A NEW strategy aimed at ending homelessness and rough sleeping in Tendring is set to be rubber stamped by council bosses.

Tending Council launched a consultation into its new Homelessness Strategy earlier this year following an increase in the threat of homelessness in the district in recent years.

There were 308 homelessness applications made to the authority in 2017/8 compared to 87 in 2013/4, although the actual number of rough sleepers in Tendring was recorded as just five in December 2019, compared to seven in 2015.

The council’s new approach, which is set to go before the council’s cabinet on Friday, is for earlier intervention and education, increasing the supply of suitable accommodation, better partnership and holistic working, and exploring new ways to tackle rough sleeping.

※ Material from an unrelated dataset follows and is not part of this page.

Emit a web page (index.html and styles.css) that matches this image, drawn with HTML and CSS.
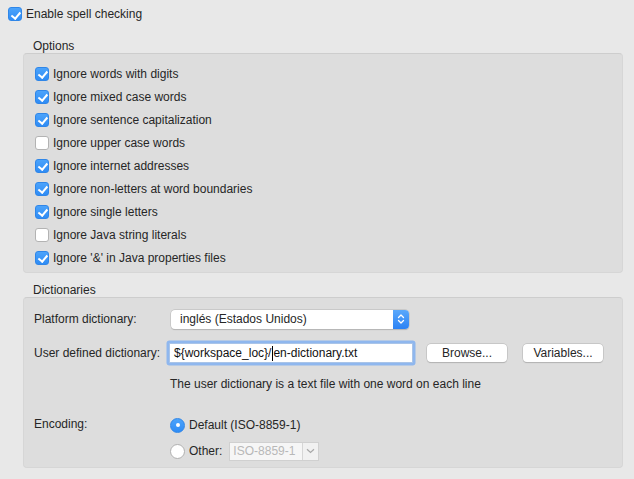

The report said although the numbers of rough sleepers are low in Tendring, the council wants to do more to help prevent anyone from having to sleep rough, and to act quickly to get them out of that situation if it arises.

The strategy said: “Although these figures are relatively low, it is unacceptable any person should have to sleep rough in the 21st century and, therefore, the council will develop services to address rough sleeping and will embrace any recommendations made following the Housing First pilot scheme.

“In October 2017, following a successful joint bid with Colchester Council, we were able to appoint an early response rough sleeping co-ordinator on a fixed term contract to help tackle rough sleeping in the district and develop new services.”

Specific steps include earlier identification of those at risk of homelessness, the provision of crash beds so no-one who sleeps rough has to spend a second night on the streets and increase the number of move on properties.

It is estimated the cost to the council of temporary accommodation placements has increased from £22,368 in 2013 to £459,265 in 2019.

Paul Honeywood, cabinet member for housing, said: “Rough sleeping remains an issue for the district and whilst the numbers of people sleeping rough are low compared to other areas.

“We recognise we need to intervene quicker to respond to rough sleeping and more importantly, we need to do more to prevent it in the first place.”